Africa’s dominant image has been created by the charity brands and the tendency of the foreign press to label the entire continent as warlike and corrupt.

Why “rebrand Africa”?  The most obvious answer it to encourage foreign direct investment (FDI) rather than aid.  While it is true that investors perceive parts of Africa as being too risky and lacking adequate governance, investors are flocking to Nigeria (which now has the 2nd largest film industry in the world) and to parts of East and Southern Africa.  And, of course, to Ethiopia and Sudan where Saudi Arabian, Indian and South Korean investors have purchased large tracts of farmland to grow food for export to their respective countries.

Africa consists of 53 countries; there is an immense variation in climate, culture, economy and governance.  To talk about “Africa” is misleading and results in generalizations which often entirely miss measurable progress in many countries and regions.

In the cover story of the June 2010 issue Versi harks back to his November call for the development of positive images to support the continent’s progress.  The focus of this report is on the long-awaited Africa Progress Report, led by Kofi Annan and launched in Johannesburg on May 25th.  Versi observes that what distinguishes this report from the many others is its clarity and its call for action in both leadership and the development of environments which are more business friendly.

The June issue talks about a number of success stories, including the “new” Lagos, Angola’s rise as an investment magnet and advanced high-speed rail in South Africa.  It also attacks a recent BBC documentary, Welcome to Lagos, for focusing almost exclusively on the slums.  Versi: 

“….(western media)…stick to a long-outdated template of Africa as a ‘dark continent’ full of misery, backwardness, hunger and despair.” 

It is as if a BBC documentary on Los Angeles focused on skid row and the new tent cities without revealing the vibrant beach and downtown business clusters or the mansions of Beverly Hills.

It would seem, then, that the first critical step in rebranding Africa is to ensure that western media tell things like they are and report on progress – which is substantial – rather than focusing on the tired negative stereotypes.  The success of any branding exercise, a critical IP tool in the market development toolbox, is often highly dependent on communications and how the product or service is portrayed in films, on TV and in the press. 

Individual countries, regions and the entire continent needs branded content and PR to build more positive images and start to counter the old stories.

Post written by Peter Bloch, consultant to CAS-IP

IP issues in the launch of MASA – The Malawi Seed Alliance

Peter Bloch, consultant to CAS-IP, is on the road in Africa working on several ICRISAT projects.  He sent the following update:

On behalf of CAS I’ve been working with ICRISAT over the last year on the Irish Aid funded Malawi Seed Industry Development project, and we decided to launch a stakeholder alliance to support the work – making certified legume seed more widely available.

While small holder farmers in Malawi now purchase maize seed every year, most legumes are still grown from farm-saved seed (grain).  Experience suggests that trust in the source is a major factor in the adoption of new varieties and new crops.  In order to support small new seed companies and new seed retailers (mostly agrodealers), we proposed the development of an umbrella brand which could be used by all stakeholders in the supply and distribution chains.  ICRISAT agreed, and this plan will be supported by a marketing campaign to let farmers know about the benefit of buying certified seed and where they can buy it.

The issue I am very focused on right now is a practical application of my response to Ethiopia’s G.I. legislation (https://casipblog.wordpress.com/2010/01/22/ethiopia’s-gi-bill/) as follows:

It would be highly desirable to allow agrodealers who have passed through one of ICRISAT’s Seed Production and Marketing programs to display the MASA logo with a caption such as “MASA certified seed dealer”.  But as this branding exercise is all about trust and reliability, how can we ensure that a dealer does not pass grain off as certified seed by using one of the MASA branded seed bags we plan to distribute?  A few days ago I went out to Kasungu and discussed this with a group of five agrodealers who had participated in the first training.

Agrodealers in Malawi

Standing, from left : Elias Mpumila, Noel J. Sambo, Mathews Malata.

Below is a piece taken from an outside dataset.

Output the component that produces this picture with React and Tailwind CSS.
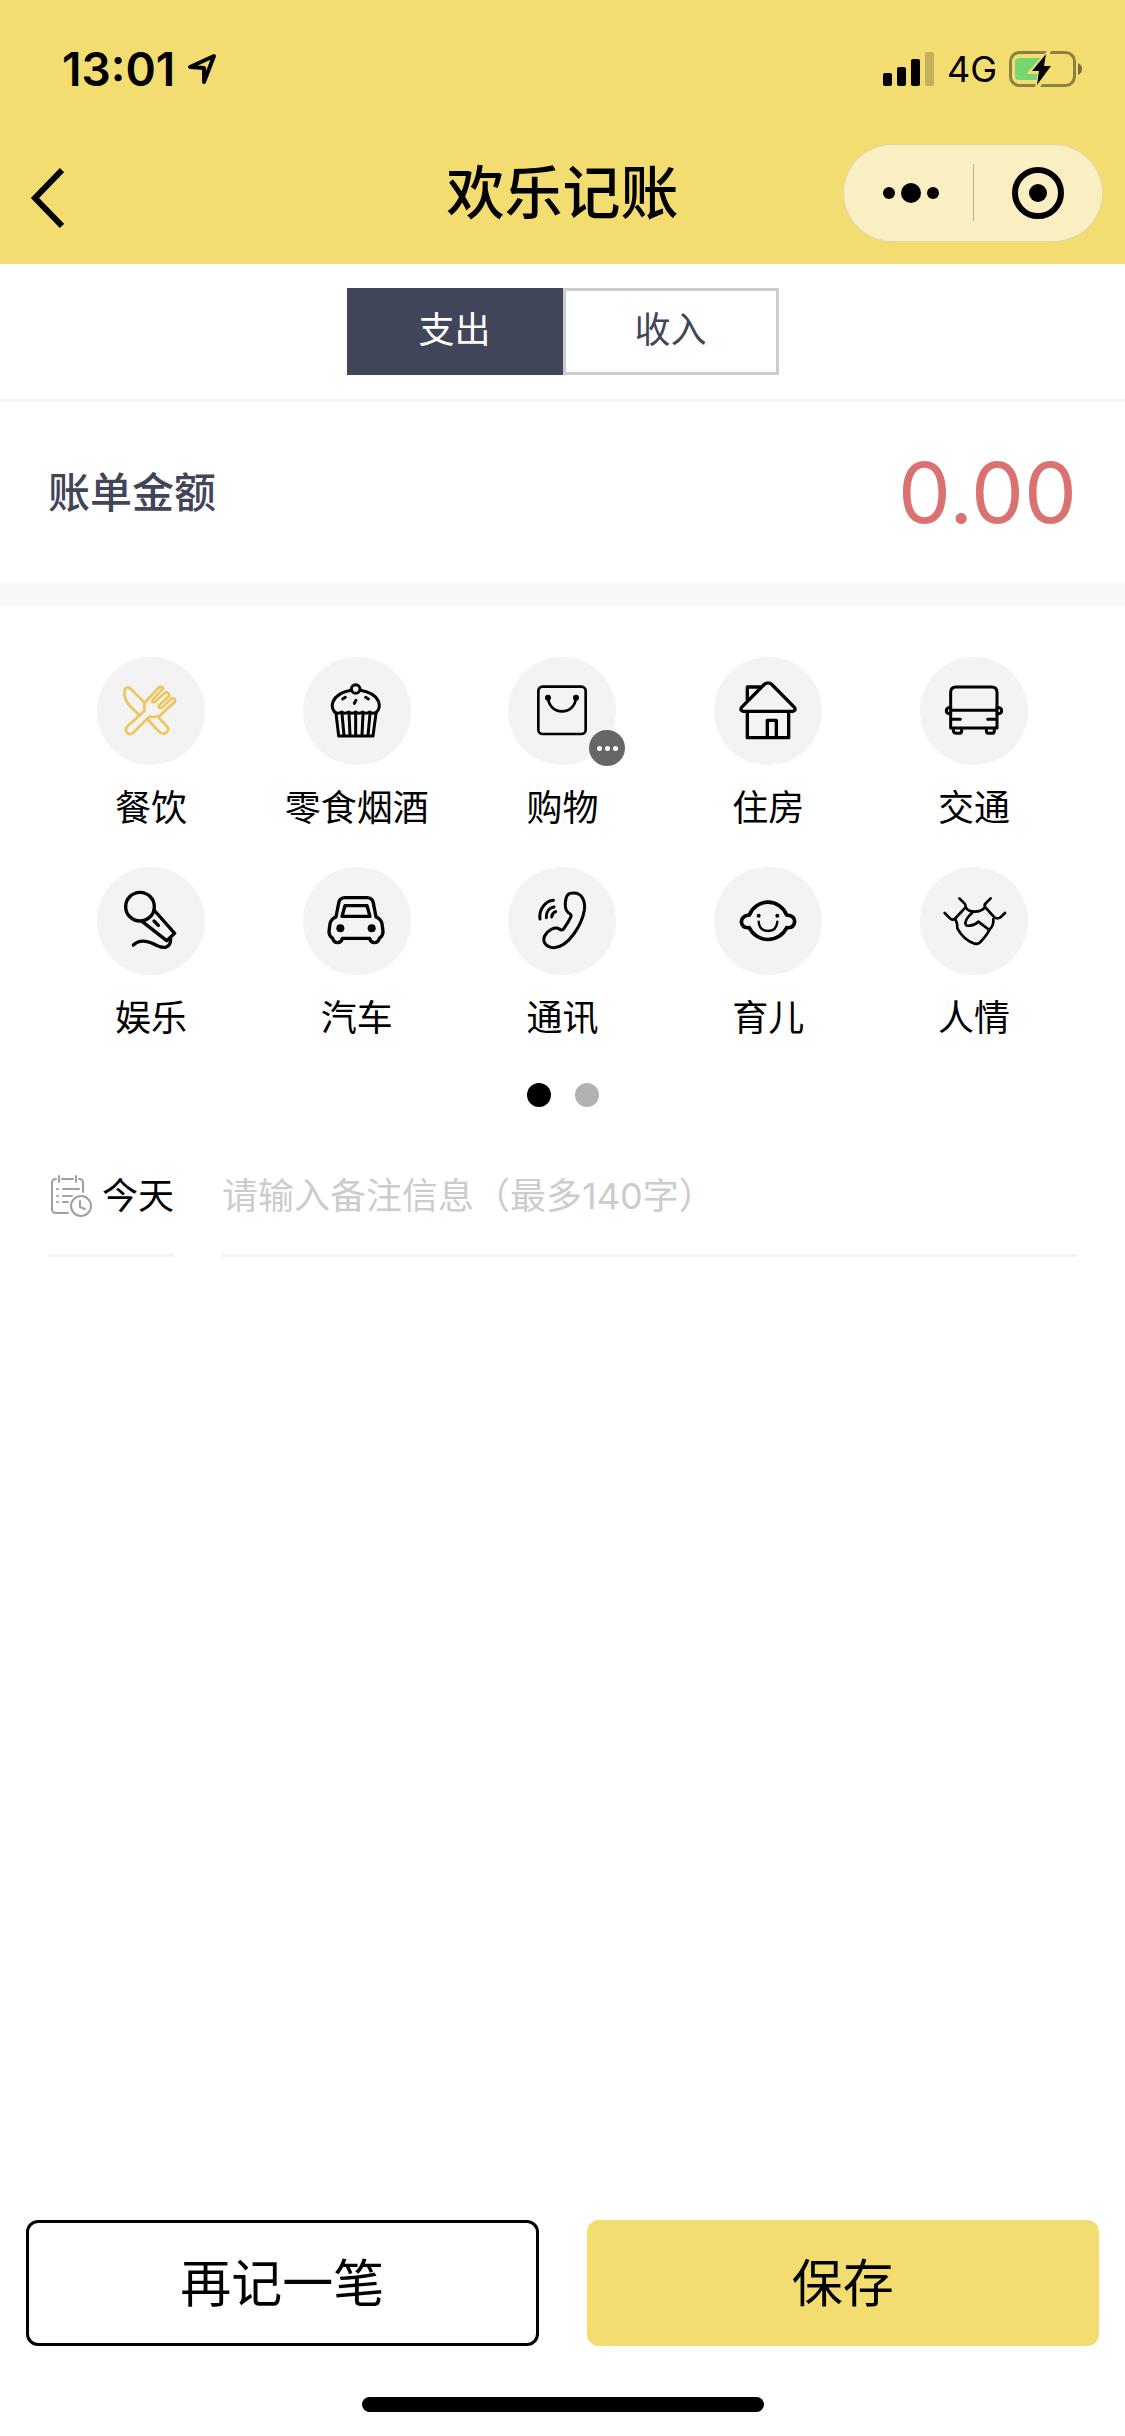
import { useState } from "react";

const strokeProps = {
    fill: "none",
    stroke: "currentColor",
    strokeLinecap: "round",
    strokeLinejoin: "round",
};

function Icon({ width = 8, children }) {
    return (
        <svg viewBox="0 0 180 180" strokeWidth={width} className="size-[60px] overflow-visible" aria-hidden="true" {...strokeProps}>
            {children}
        </svg>
    );
}

const categories = [
    {
        name: "餐饮",
        icon: (
            <Icon width={8}>
                <path d="M70 65 L32 26 Q20 13 12 24 Q5 48 24 72 L56 104" />
                <path d="M82 117 L112 150 Q122 162 134 156 Q147 147 138 136 L110 107" />
                <path d="M70 66 L112 21 Q121 12 127 22 L95 56 Q91 64 101 64 L133 34 Q144 33 145 44 L113 74 Q112 82 122 81 L152 52 Q164 51 162 62 L116 104 Q98 110 85 107 L36 156 Q26 163 18 155 Q11 147 18 137 L70 90 Z" />
            </Icon>
        ),
    },
    {
        name: "零食烟酒",
        icon: (
            <Icon width={9}>
                <circle cx="86" cy="24" r="13" />
                <path d="M23 93 Q12 80 18 62 Q30 35 72 28" />
                <path d="M100 28 Q142 35 154 60 Q162 80 149 93" />
                <path d="M23 93 q10 7 21 0 q10 7 21 0 q10 7 21 0 q10 7 21 0 q10 7 21 0 q10 7 21 0" />
                <path d="M27 97 L35 165 H138 L147 97 M45 98 L51 163 M66 98 L69 163 M86 98 V163 M108 98 L105 163 M129 98 L123 163" />
                <path d="M47 54 l8 -5 M82 67 l5 -9 M116 49 l8 5" />
            </Icon>
        ),
    },
    {
        name: "购物",
        badge: true,
        icon: (
            <Icon width={8}>
                <rect x="19" y="17" width="142" height="142" rx="13" />
                <circle cx="48" cy="50" r="5" fill="currentColor" />
                <circle cx="132" cy="50" r="5" fill="currentColor" />
                <path d="M48 50 C50 76 68 91 90 91 C112 91 130 76 132 50" />
            </Icon>
        ),
    },
    {
        name: "住房",
        icon: (
            <Icon width={10}>
                <path d="M80 9 Q90 2 100 9 L170 80 Q174 90 164 91 H16 Q6 90 10 80 Z" />
                <path d="M28 58 V18 H66 M28 92 V170 H152 V92 M88 170 V118 H115 V170" />
            </Icon>
        ),
    },
    {
        name: "交通",
        icon: (
            <Icon width={9}>
                <path d="M20 141 V34 Q20 18 36 18 H143 Q159 18 159 34 V141 Z M20 88 H159" />
                <path d="M20 79 Q7 80 7 89 Q7 98 20 99 M159 79 Q173 80 173 89 Q173 98 159 99" />
                <path d="M24 115 H49 M131 115 H155" />
                <path d="M28 142 V149 Q29 157 37 157 H45 Q53 157 53 149 V142 M127 142 V149 Q127 157 135 157 H143 Q151 157 151 149 V142" />
            </Icon>
        ),
    },
    {
        name: "娱乐",
        icon: (
            <Icon width={10}>
                <circle cx="57" cy="47" r="43" />
                <path d="M99 57 L161 127 L137 149 L64 92 M99 90 L112 103" />
                <path d="M37 162 C52 148 70 147 92 156 C115 167 125 172 136 168 Q149 163 149 144" />
            </Icon>
        ),
    },
    {
        name: "汽车",
        icon: (
            <Icon width={10}>
                <path d="M54 20 Q38 20 35 36 L27 78 Q12 84 9 98 L6 122 Q6 134 17 142 Q20 155 33 155 Q44 154 46 142 H128 Q130 154 141 155 Q154 155 157 142 Q168 134 168 122 L165 98 Q162 84 147 78 L139 36 Q136 20 120 20 Z" />
                <path d="M54 44 H120 L129 76 H45 Z" />
                <circle cx="40" cy="112" r="12" fill="currentColor" stroke="none" />
                <circle cx="134" cy="112" r="12" fill="currentColor" stroke="none" />
            </Icon>
        ),
    },
    {
        name: "通讯",
        icon: (
            <Icon width={9}>
                <path d="M122 6 C150 4 161 30 157 58 C150 100 110 168 66 170 C42 170 30 152 38 135 C46 118 70 105 82 114 Q90 121 96 112 C106 98 112 88 117 77 Q119 70 110 66 C96 55 99 35 102 22 Q106 6 122 6 Z" />
                <path d="M24 84 C20 55 40 30 64 28 M43 80 C42 62 52 50 66 48 M59 78 Q60 66 71 62" />
            </Icon>
        ),
    },
    {
        name: "育儿",
        icon: (
            <Icon width={11}>
                <path d="M34 72 A60 60 0 0 1 146 72 Q170 74 170 92 Q168 112 146 110 A62 62 0 0 1 34 110 Q12 112 10 92 Q12 74 34 72 Z" />
                <path strokeWidth="7" d="M62 92 Q64 120 90 120 Q116 120 118 92" />
                <circle cx="62" cy="74" r="6" fill="currentColor" stroke="none" />
                <circle cx="118" cy="74" r="6" fill="currentColor" stroke="none" />
            </Icon>
        ),
    },
    {
        name: "人情",
        icon: (
            <Icon width={8}>
                <path d="M46 22 L62 38 Q67 44 64 50 L32 84 Q24 88 18 82 L2 66" />
                <path d="M140 22 L126 36 Q120 42 123 48 L152 80 Q160 84 168 80 L183 66" />
                <path d="M34 86 Q40 94 40 112 Q60 148 92 158 Q104 161 112 150 Q130 130 136 116 Q150 104 148 84" />
                <path d="M66 50 Q72 62 92 62 Q112 62 122 50 M86 64 Q66 82 64 96 Q64 106 78 104 Q94 102 103 92 L136 117" />
            </Icon>
        ),
    },
];

function StatusBar() {
    return (
        <div className="flex h-[141px] items-center justify-between pr-[42px] pb-1 pl-[62px]">
            <div className="flex items-center gap-3">
                <span className="font-[Inter] text-[46px] leading-[54px] font-semibold">13:01</span>
                <svg viewBox="0 0 30 32" className="h-8 w-[30px]" aria-label="定位" strokeWidth="4" {...strokeProps}>
                    <path d="M27 3 L3 14 L17 15 L17 29 Z" />
                </svg>
            </div>
            <div className="flex items-center gap-3">
                <svg viewBox="0 0 52 34" className="h-[34px] w-[52px]" aria-label="信号">
                    <rect x="0" y="21" width="9" height="13" rx="2" />
                    <rect x="14" y="15" width="9" height="19" rx="2" />
                    <rect x="28" y="7" width="9" height="27" rx="2" />
                    <rect x="42" y="0" width="9" height="34" rx="2" opacity="0.2" />
                </svg>
                <span className="font-[Inter] text-[36px] leading-[54px]">4G</span>
                <svg viewBox="0 0 74 36" className="h-9 w-[74px]" aria-label="充电中">
                    <rect x="1.5" y="1.5" width="64" height="33" rx="9" fill="none" stroke="#000" strokeOpacity="0.42" strokeWidth="3" />
                    <path d="M69 12 Q73 14 73 18 Q73 22 69 24 Z" opacity="0.5" />
                    <path d="M10 7 H32 L18 23 H29 L28 29 H10 Q6 29 6 25 V11 Q6 7 10 7 Z" fill="#76d672" />
                    <path d="M38 0 L18 22 H29 L26 36 H31 L45 15 H36 L42 0 Z" fill="#f3dd71" />
                    <path d="M37 3 L23 20 H30 L28 34 L42 15 H35 Z" />
                </svg>
            </div>
        </div>
    );
}

function NavBar() {
    return (
        <div className="grid h-[123px] grid-cols-[1fr_auto_1fr] items-center px-[22px] pb-5">
            <button type="button" aria-label="返回" className="justify-self-start pt-2.5 pl-2">
                <svg viewBox="0 0 34 62" className="h-[62px] w-[34px]" fill="none" stroke="currentColor" strokeWidth="6">
                    <path d="M32 3 L5 31 L32 59" />
                </svg>
            </button>
            <h1 className="text-[58px] leading-[72px] font-medium">欢乐记账</h1>
            <div className="flex h-[98px] w-[260px] items-center justify-self-end rounded-full border border-black/10 bg-[#f9efc3]">
                <button type="button" aria-label="更多" className="flex w-1/2 items-center justify-center gap-1.5 pl-1.5">
                    <span className="size-3 rounded-full bg-black" />
                    <span className="size-5 rounded-full bg-black" />
                    <span className="size-3 rounded-full bg-black" />
                </button>
                <span className="h-[57px] w-px bg-black/25" />
                <button type="button" aria-label="关闭" className="flex w-1/2 items-center justify-center">
                    <span className="flex size-[52px] items-center justify-center rounded-full border-6 border-black">
                        <span className="size-[18px] rounded-full bg-black" />
                    </span>
                </button>
            </div>
        </div>
    );
}

export default function App() {
    const [type, setType] = useState("支出");
    const [category, setCategory] = useState("餐饮");
    const [amount, setAmount] = useState("0.00");
    const [note, setNote] = useState("");

    return (
        <div className="flex min-h-screen flex-col bg-white font-[Inter,'Noto_Sans_CJK_SC',sans-serif] text-black">
            <header className="bg-[#f3dd71]">
                <StatusBar />
                <NavBar />
            </header>

            <div className="flex justify-center border-b-3 border-[#f3f3f3] py-6">
                {["支出", "收入"].map((t) => (
                    <button
                        key={t}
                        type="button"
                        onClick={() => setType(t)}
                        className={`h-[87px] w-[216px] border-3 pb-1 text-[36px] leading-[54px] ${
                            type === t ? "border-[#41455a] bg-[#41455a] text-white" : "border-[#ccc] bg-white text-[#41455a]"
                        }`}
                    >
                        {t}
                    </button>
                ))}
            </div>

            <div className="flex h-[204px] items-center justify-between border-b-24 border-[#f8f8f8] px-12 pt-0.5">
                <label htmlFor="amount" className="text-[42px] leading-[60px] font-medium text-[#41455a]">账单金额</label>
                <input
                    id="amount"
                    type="text"
                    inputMode="decimal"
                    value={amount}
                    onChange={(e) => setAmount(e.target.value)}
                    className="h-[102px] w-1/2 text-right text-[84px] leading-[102px] text-[#db7272] outline-none"
                />
            </div>

            <main className="px-12 pt-[51px]">
                <div className="grid grid-cols-5 gap-y-8">
                    {categories.map((c) => (
                        <button key={c.name} type="button" onClick={() => setCategory(c.name)} className="flex flex-col items-center gap-4">
                            <span
                                className={`relative flex size-[108px] items-center justify-center rounded-full bg-[#f3f3f3] ${
                                    category === c.name ? "text-[#ecc65c]" : "text-black"
                                }`}
                            >
                                {c.icon}
                                {c.badge && (
                                    <span className="absolute -right-[9px] -bottom-px flex size-9 items-center justify-center gap-[3px] rounded-full bg-[#666]">
                                        <span className="size-[5px] rounded-full bg-white" />
                                        <span className="size-[5px] rounded-full bg-white" />
                                        <span className="size-[5px] rounded-full bg-white" />
                                    </span>
                                )}
                            </span>
                            <span className="text-[36px] leading-[54px]">{c.name}</span>
                        </button>
                    ))}
                </div>

                <div className="mt-[38px] flex justify-center gap-6">
                    <span className="size-6 rounded-full bg-black" />
                    <span className="size-6 rounded-full bg-[#b2b2b2]" />
                </div>

                <div className="mt-[30px] flex gap-12">
                    <button type="button" className="flex h-[120px] items-center gap-2.5 border-b-3 border-[#f3f3f3] pl-0.5">
                        <svg viewBox="0 0 42 42" className="size-[42px] text-[#a0a0a0]" strokeWidth="2" aria-hidden="true" {...strokeProps}>
                            <path d="M6 4 Q2 4 2 8 V34 Q2 38 6 38 H18 M12 4 H23 M29 4 Q33 4 33 8 V17 M9 1 V7 M26 1 V7" />
                            <path d="M7 14 h1 M13 14 H29 M7 21 h1 M13 21 H22 M7 27 h1 M13 27 H18" />
                            <circle cx="31" cy="31" r="10" />
                            <path d="M30 26 V32 L35 34" />
                        </svg>
                        <span className="text-[36px] leading-[54px]">今天</span>
                    </button>
                    <input
                        type="text"
                        aria-label="备注"
                        maxLength={140}
                        value={note}
                        onChange={(e) => setNote(e.target.value)}
                        placeholder="请输入备注信息（最多140字）"
                        className="h-[120px] min-w-0 flex-1 border-b-3 border-[#f3f3f3] text-[36px] outline-none placeholder:text-[#ccc]"
                    />
                </div>
            </main>

            <footer className="mt-auto px-[26px] pb-6">
                <div className="grid grid-cols-2 gap-12">
                    <button type="button" className="h-[126px] rounded-xl border-3 border-black bg-white pt-0.5 text-[51px] leading-[72px]">
                        再记一笔
                    </button>
                    <button type="button" className="h-[126px] rounded-xl bg-[#f3dd71] pt-0.5 text-[51px] leading-[72px]">
                        保存
                    </button>
                </div>
                <div className="mx-auto mt-[51px] h-[15px] w-[402px] rounded-full bg-black" />
            </footer>
        </div>
    );
}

Seated, from left : Mary Kazombo, Goodwin Kasale.

When I asked them about the “trust” issue, they made these observations:

  • the success of our businesses depends on our relationships with the farming community;
  • if we sell our customers a product which does not perform we risk losing business;
  • it is very much in our interests to make sure customers are satisfied with the products and services they buy from us.

This makes a lot of sense but does not rule out the odd scofflaw who decides to profit by selling grain in a seed bag marked with the MASA logo as certified seed.  One of the Alliance partners – NASFAM – proposed that we trade mark the MASA logo and name;  we had planned to do this, but – as in the case of Ethiopia – we will not have any enforcement mechanisms, so the risk factor needs further consideration.

Several days after writing the above, I met with another group in Dwangwa who had formed an agrodealer association.  They had invited two tribal chiefs to join the discussion and it soon became evident that the association viewed entry into the seed market as a significant development for the local economy.  When I raised our concern about possible misuse of the MASA branded seed bags, the two chiefs responded by telling me that this would not happen – they would raise the issue at community meetings.  After further discussion it became evident that informal “self-policing” would take place in this area and that we could encourage similar activity in other regional markets.

As the benefits so far outweigh the risks, we are moving ahead to trade mark the MASA brand, develop a license agreement and signage for the agrodealers, and ensure that appropriate MASA-branded seed bags are ordered prior to the harvest.